Mr. Argand is certainly entitled to all the honour which his talents for philosophical combination have gained; and in the present instance, his claim as an inventor ought not to be disputed, though it should appear that the principle of his lamp was known and even applied to use long ago. Everyone is acquainted with the observation of Dr. Franklin, concerning the increase of light produced by joining the flames of two candles: and double candles have actually been made for, and used by shoemakers from time immemorial. The lamp of many wicks ranged in a right line, and used by watchmakers, gives a very great light for the same reason, namely because the flame being of no considerable thickness has access to air throughout and the combustion is perfectly maintained. Whereas in a thick flame the white heat or perfect ignition extends only to a certain distance from the exterior surface. This is exemplified in a striking manner in those large flames which issue from the chimnies of furnaces.  These are luminous only to a certain distance inwards, and the interior part consists of vapour, hot indeed, but not on fire, so that If paper be held in the centre of the flame by means of an iron tube passed through the exterior burning part, the paper will not be set on fire.  Mr. Argand has proposed the converting a right lined wick into a circular one; whether this be an advantage or no, except so far as concerns the convenience of having a longer range of conjoined flames within a less space I was desirous of ascertaining. The result of my trials are these.

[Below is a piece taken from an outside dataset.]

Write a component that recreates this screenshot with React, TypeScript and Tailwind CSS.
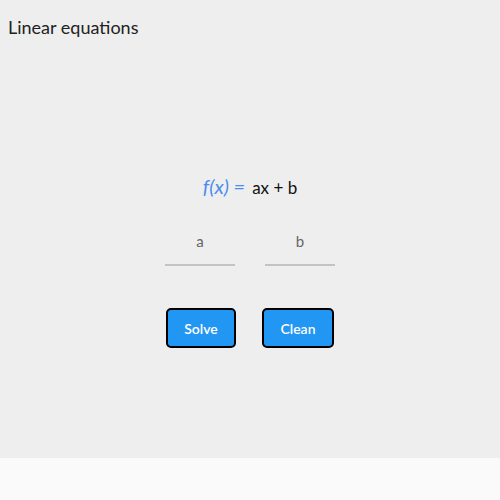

I took one of Mr. Argand’s wicks, which when cut open longitudinally will form a line at the extremity proposed to be lighted, measuring about two inches and six-tenths. This wick was placed in a brass trough so that the upper edge of the wick was held perpendicular by the straight edge of the trough into which oil was put.  The wick was then lighted, and it was easy to raise or lower it above the metallic edge at pleasure, because it adhered by means of the oil to the side of the brass vessel. I thus obtained a flame in a right line equal in length to the periphery of Argand’s flame, and as is the case in that lamp, I found it easy to lengthen or shorten the flame, to cause it to smoke or burn clear as has been before mentioned. The lamp and this right lined flame were placed near each other, and at the same height, the glass chimney being taken off the former: the flames of both were adjusted so as to emit a small quantity of smoke, and their lights tried. The experiment being made by means of the shadows, as before described, their lights proved exactlythe same: but to the eye, looking at both lamps together, the intensity of Argand’s flame appeared considerably the greatest; that is to say, it dazzled more and left a stronger impression when the organ of sight was directed to some other object.

Before I made this experiment I had some expectation, that the long flame would be preferable to the circular one, because I supposed the interior surface of the circular flame, could not throw out so much light as it would have done if it had been developed and exposed. I was even inclined to imagine that the greater part of the light of Argand’s lamp is furnished by the external surface of the flame. But the equality of the lights in the circular and the right-lined flames, shews that this opinion was ill founded, and that flame is in a very high degree transparent.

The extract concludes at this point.